Does Your Project Have Hidden Ties to Organized Crime? Here’s What to Look For

In high-risk regions, development projects, corporate investments, and even humanitarian operations can unknowingly intersect with organized crime. These links may be indirect, buried in supply chains, local subcontracting, or political patronage networks. Whether you’re deploying capital or delivering aid, exposure to organized crime presents not only a legal risk but a reputational and operational one. Identifying warning signs early is essential for institutional integrity and long-term project viability.

Opaque Subcontracting Chains

One of the most common gateways for illicit actors is through layered subcontracting. A legitimate vendor may subcontract to a lesser-known entity without scrutiny. If transparency ends after the first contractual layer, criminal elements can embed themselves deep within operational delivery. Projects should implement mandatory disclosure protocols and conduct spot audits of downstream suppliers and service providers.

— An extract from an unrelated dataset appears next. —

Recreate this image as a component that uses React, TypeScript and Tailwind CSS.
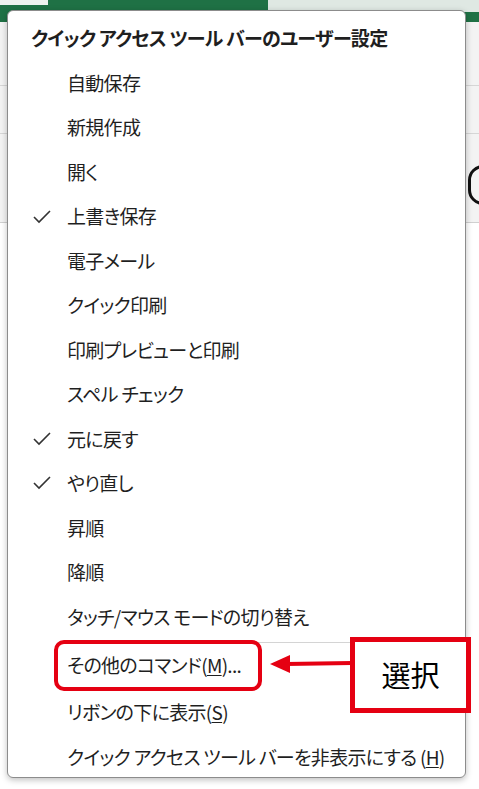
import { ReactNode } from 'react';

type Item = { label: ReactNode; checked?: boolean };

const items: Item[] = [
  { label: '自動保存' },
  { label: '新規作成' },
  { label: '開く' },
  { label: '上書き保存', checked: true },
  { label: '電子メール' },
  { label: 'クイック印刷' },
  { label: '印刷プレビューと印刷' },
  { label: 'スペル チェック' },
  { label: '元に戻す', checked: true },
  { label: 'やり直し', checked: true },
  { label: '昇順' },
  { label: '降順' },
  { label: 'タッチ/マウス モードの切り替え' },
];

function Check() {
  return (
    <svg width="20" height="16" viewBox="0 0 20 16" className="text-[#333]">
      <polyline points="2,8 7,13 18,2" fill="none" stroke="currentColor" strokeWidth="1.6" />
    </svg>
  );
}

function Row({ item }: { item: Item }) {
  return (
    <div className="flex h-[44.5px] items-center">
      <div className="flex w-[59px] justify-end pr-[15px]">{item.checked && <Check />}</div>
      <span>{item.label}</span>
    </div>
  );
}

export default function App() {
  return (
    <div
      className="relative h-[789px] w-[479px] overflow-hidden bg-[#f3f3f3] text-[19px] tracking-[-0.7px] text-[#1f1f1f] [font-feature-settings:'palt']"
      style={{ fontFamily: '"Noto Sans CJK JP", "Noto Sans", sans-serif' }}
    >
      {/* background ribbon */}
      <div className="h-[22px] bg-[#1f7145]" />
      <div className="absolute left-[268px] top-0 h-[12px] w-[211px] bg-[#dfe8e3]" />
      <div className="absolute left-0 top-0 h-[5px] w-[48px] bg-[#eef2ef]" />
      <div className="absolute left-0 top-[85px] h-px w-full bg-[#d6d6d6]" />
      <div className="absolute left-0 top-[133px] h-px w-full bg-[#d6d6d6]" />
      <div className="absolute left-0 top-[222px] h-[567px] w-full border-t border-[#d0d0d0] bg-white" />
      <div className="absolute left-[468px] top-[165px] h-[40px] w-[30px] rounded-full border-[3px] border-[#111]" />

      {/* menu */}
      <div className="absolute left-[7px] top-[10px] flex h-[768px] w-[459px] flex-col rounded-[6px] border border-[#8c8c8c] bg-white pt-[5px] shadow-[0_2px_6px_rgba(0,0,0,0.25)]">
        <div className="flex h-[45px] items-center pl-[23px] font-bold">クイック アクセス ツール バーのユーザー設定</div>
        {items.map((it, i) => (
          <Row key={i} item={it} />
        ))}
        <div className="ml-[52px] mr-[4px] mt-[3px] h-px bg-[#d4d4d4]" />
        <div className="flex h-[44px] items-center pl-[59px]">
          その他のコマンド(<span className="underline underline-offset-2">M</span>)...
        </div>
        <div className="flex h-[50px] items-center pl-[59px]">
          リボンの下に表示(<span className="underline underline-offset-2">S</span>)
        </div>
        <div className="flex h-[40px] items-center pl-[59px]">
          クイック アクセス ツール バーを非表示にする (<span className="underline underline-offset-2">H</span>)
        </div>
      </div>

      {/* annotation */}
      <div className="absolute left-[54px] top-[640px] h-[51px] w-[208px] rounded-[10px] border-[4.5px] border-[#e50012]" />
      <svg className="absolute left-[268px] top-[652px]" width="84" height="24" viewBox="0 0 84 24">
        <line x1="18" y1="12" x2="84" y2="11" stroke="#e50012" strokeWidth="4" />
        <polygon points="2,12 22,3 22,21" fill="#e50012" />
      </svg>
      <div className="absolute left-[350px] top-[637px] flex h-[76px] w-[121px] items-center justify-center border-[5px] border-[#e50012] bg-white text-[29px] tracking-normal text-black">
        選択
      </div>
    </div>
  );
}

Unusual Cash Handling Practices

Projects that rely heavily on cash-based transactions—especially in construction, logistics, or fuel distribution—are more susceptible to infiltration. Large, frequent cash payments without a clear chain of custody raise immediate concerns. Requests for payments to third parties or in multiple tranches are additional red flags. Establishing strict financial controls and minimizing cash exposure are critical safeguards.

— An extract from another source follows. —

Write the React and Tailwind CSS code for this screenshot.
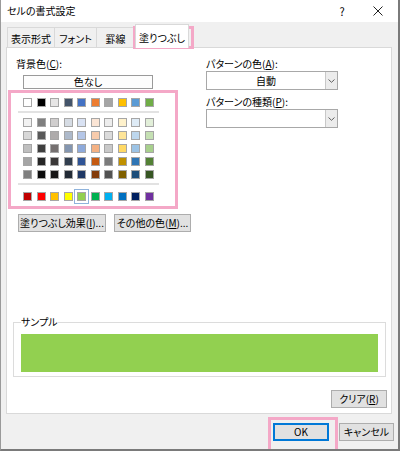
import React from "react";

const top = ["#FFFFFF", "#000000", "#E7E6E6", "#44546A", "#4472C4", "#ED7D31", "#A5A5A5", "#FFC000", "#5B9BD5", "#70AD47"];
const theme = [
  ["#F2F2F2", "#7F7F7F", "#D0CECE", "#D6DCE4", "#D9E2F3", "#FBE5D5", "#EDEDED", "#FFF2CC", "#DEEBF6", "#E2EFD9"],
  ["#D8D8D8", "#595959", "#AEABAB", "#ADB9CA", "#B4C6E7", "#F7CBAC", "#DBDBDB", "#FEE599", "#BDD7EE", "#C5E0B3"],
  ["#BFBFBF", "#3F3F3F", "#757070", "#8496B0", "#8EAADB", "#F4B183", "#C9C9C9", "#FFD965", "#9CC3E5", "#A8D08D"],
  ["#A5A5A5", "#262626", "#3A3838", "#323F4F", "#2F5496", "#C55A11", "#7B7B7B", "#BF9000", "#2E75B5", "#538135"],
  ["#7F7F7F", "#0C0C0C", "#171616", "#222A35", "#1F3864", "#833C0B", "#525252", "#7F6000", "#1E4E79", "#375623"],
];
const standard = ["#C00000", "#FF0000", "#FFC000", "#FFFF00", "#92D050", "#00B050", "#00B0F0", "#0070C0", "#002060", "#7030A0"];

function Swatch({ color, selected }) {
  return (
    <div
      className={
        "w-[9px] h-[9px] border border-[#a6a6a6] " +
        (selected ? "outline outline-1 outline-[#8fb3dc] outline-offset-[2px]" : "")
      }
      style={{ backgroundColor: color }}
    />
  );
}

function Row({ colors, selectedIndex }) {
  return (
    <div className="flex justify-between px-[5px]">
      {colors.map((c, i) => (
        <Swatch key={i} color={c} selected={i === selectedIndex} />
      ))}
    </div>
  );
}

function Btn({ children, className = "" }) {
  return (
    <div
      className={
        "h-[18px] flex items-center justify-center bg-[#e1e1e1] border border-[#adadad] text-[10px] leading-[12px] text-black " +
        className
      }
    >
      {children}
    </div>
  );
}

function Select({ value }) {
  return (
    <div className="h-[19px] w-[132px] flex bg-white border border-[#a8a8a8]">
      <div className="flex-1 flex items-center justify-center text-[10px] leading-[12px]">{value}</div>
      <div className="w-[12px] border-l border-[#c8c8c8] bg-[#ececec] flex items-center justify-center">
        <svg width="7" height="4" viewBox="0 0 7 4">
          <path d="M0.5 0.5 L3.5 3.3 L6.5 0.5" fill="none" stroke="#606060" strokeWidth="1" />
        </svg>
      </div>
    </div>
  );
}

export default function App() {
  return (
    <div className="relative w-[400px] h-[451px] bg-[#f0f0f0] border-l border-l-[#9a9a9a] border-r-2 border-r-[#7a7a7a] border-b-2 border-b-[#7a7a7a] flex flex-col font-['Noto_Sans_CJK_JP','Noto_Sans',sans-serif] [font-feature-settings:'palt'] text-black overflow-hidden">
      {/* title bar */}
      <div className="h-[22px] bg-white flex items-center pl-[6px] shrink-0">
        <span className="text-[10px] leading-[12px]">セルの書式設定</span>
        <div className="flex-1" />
        <span className="text-[11px] leading-[12px] w-[10px] text-center mr-[26px]">?</span>
        <svg width="10" height="10" viewBox="0 0 10 10" className="mr-[15px]">
          <path d="M0.5 0.5 L9.5 9.5 M9.5 0.5 L0.5 9.5" stroke="#222" strokeWidth="1" />
        </svg>
      </div>

      {/* tabs */}
      <div className="h-[25px] flex items-end pl-[6px] shrink-0">
        <div className="h-[20px] w-[48px] border border-b-0 border-[#d9d9d9] flex items-center justify-center text-[10px] leading-[12px] pt-[2px]">
          表示形式
        </div>
        <div className="h-[20px] w-[42px] border border-b-0 border-l-0 border-[#d9d9d9] flex items-center justify-center text-[10px] leading-[12px] pt-[2px]">
          フォント
        </div>
        <div className="h-[20px] w-[38px] border border-b-0 border-l-0 border-[#d9d9d9] flex items-center justify-center text-[10px] leading-[12px] pt-[2px]">
          罫線
        </div>
        <div className="relative z-10 -mb-[1px] h-[24px] w-[54px] bg-white border border-b-0 border-[#d9d9d9] flex items-center justify-center text-[10px] leading-[12px] pt-[3px]">
          塗りつぶし
        </div>
      </div>

      {/* panel */}
      <div className="ml-[5px] mr-[6px] h-[367px] bg-white border border-[#d9d9d9] flex flex-col shrink-0">
        <div className="flex">
          {/* left column */}
          <div className="w-[193px] pl-[9px] pt-[10px] flex flex-col">
            <div className="text-[10px] leading-[12px]">
              背景色(<u>C</u>):
            </div>
            <div className="mt-[5px] ml-[7px] w-[130px] h-[14px] border border-[#9a9a9a] bg-[#fdfdfd] flex items-center justify-center text-[10px] leading-[12px]">
              色なし
            </div>
            <div className="mt-[9px] ml-[2px] w-[141px] flex flex-col">
              <Row colors={top} />
              <div className="mt-[4px] h-[2px] bg-[#e2e2e2]" />
              <div className="mt-[5px] flex flex-col gap-[4px]">
                {theme.map((r, i) => (
                  <Row key={i} colors={r} />
                ))}
              </div>
              <div className="mt-[4px] h-[2px] bg-[#e2e2e2]" />
              <div className="mt-[7px]">
                <Row colors={standard} selectedIndex={4} />
              </div>
            </div>
            <div className="mt-[13px] ml-[2px] flex gap-[8px]">
              <Btn className="w-[88px]">
                塗りつぶし効果(<u>I</u>)...
              </Btn>
              <Btn className="w-[77px]">
                その他の色(<u>M</u>)...
              </Btn>
            </div>
          </div>
          {/* right column */}
          <div className="pl-[6px] pt-[10px] flex flex-col">
            <div className="text-[10px] leading-[12px]">
              パターンの色(<u>A</u>):
            </div>
            <div className="mt-[1px]">
              <Select value="自動" />
            </div>
            <div className="mt-[6px] text-[10px] leading-[12px]">
              パターンの種類(<u>P</u>):
            </div>
            <div className="mt-[1px]">
              <Select value="" />
            </div>
          </div>
        </div>

        {/* sample */}
        <fieldset className="mt-[84px] ml-[6px] mr-[5px] border border-[#dcdcdc] px-[7px] pt-[6px] pb-[4px] min-w-0">
          <legend className="text-[10px] leading-[12px] px-0 ml-[0px]">サンプル</legend>
          <div className="h-[38px] bg-[#92d050]" />
        </fieldset>

        <div className="mt-[13px] flex justify-end pr-[4px]">
          <Btn className="w-[56px] h-[17px]">
            クリア(<u>R</u>)
          </Btn>
        </div>
      </div>

      {/* bottom buttons */}
      <div className="mt-[9px] flex justify-end pr-[4px] gap-[10px]">
        <div className="w-[56px] h-[18px] flex items-center justify-center bg-[#e1e1e1] border-2 border-[#0078d7] text-[10px] leading-[12px]">
          OK
        </div>
        <Btn className="w-[55px]">キャンセル</Btn>
      </div>

      {/* highlight annotations */}
      <div className="absolute left-[132px] top-[26px] w-[61px] h-[23px] border-[3px] border-[#f4a8c7] pointer-events-none" />
      <div className="absolute left-[7px] top-[90px] w-[170px] h-[119px] border-[3px] border-[#f4a8c7] pointer-events-none" />
      <div className="absolute left-[267px] top-[417px] w-[70px] h-[36px] border-[3px] border-[#f4a8c7] pointer-events-none" />
    </div>
  );
}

Local Partners with Political Immunity

In environments where politics and crime intersect, local intermediaries or advisors may use political cover to shield illicit activity. A partner who is unusually immune to regulatory scrutiny or whose operations continue unimpeded despite noncompliance should raise concerns. Due diligence should extend to reputational checks and local intelligence, not just corporate filings or business licenses.

Sudden Resistance to Oversight

When a partner, contractor, or agency begins pushing back against audits, documentation requests, or compliance checks, it may indicate something deeper than bureaucratic fatigue. Organized crime thrives in environments without oversight. An otherwise cooperative team that suddenly resists transparency or changes communication channels should trigger internal alerts.

Physical Security Anomalies

Security contractors, guards, or escorts provided through local connections may serve dual roles—offering protection while monitoring or intimidating staff. Look for inconsistencies in behavior, equipment, or reporting from field security. In some cases, what appears to be localized “protection” may be a euphemism for extortion or racketeering.

Excessive Influence in Local Decision-Making

If a particular individual or organization appears to control access to permits, labor, or local communities in a disproportionate way, consider the possibility of illicit networks. Organized groups often create artificial chokepoints and then offer to “solve” them—for a fee. Mapping decision-making influence and triangulating with local interviews helps isolate undue control.

High-Turnover Zones or “No-Go” Areas

Frequent staff turnover, unexplainable resignations, or repeated project delays in certain zones may reflect a hostile or compromised environment. Areas where staff feel unsafe or where equipment regularly goes missing should be assessed not only for common crime but for deeper structural risks. Project leaders should compare turnover and incident reports geographically to identify potential organized threats.

Abnormal Profit Margins in Routine Services

Outlier pricing in logistics, catering, transportation, or construction services may suggest criminal rent-seeking. When common services command excessive fees—especially from “recommended” vendors—this may indicate a protection economy. Cross-referencing market rates and requiring competitive bids are essential due diligence practices.

Final Thoughts

Organized crime does not always present itself through violence or overt threats. It often moves quietly, embedding itself in project infrastructure, service delivery, and political networks. For international actors operating in fragile contexts, the cost of inaction is steep: frozen funds, media exposure, or legal consequences. A robust vigilance framework, grounded in local intelligence and informed by behavioral cues, is the best defense against unknowingly supporting illicit structures.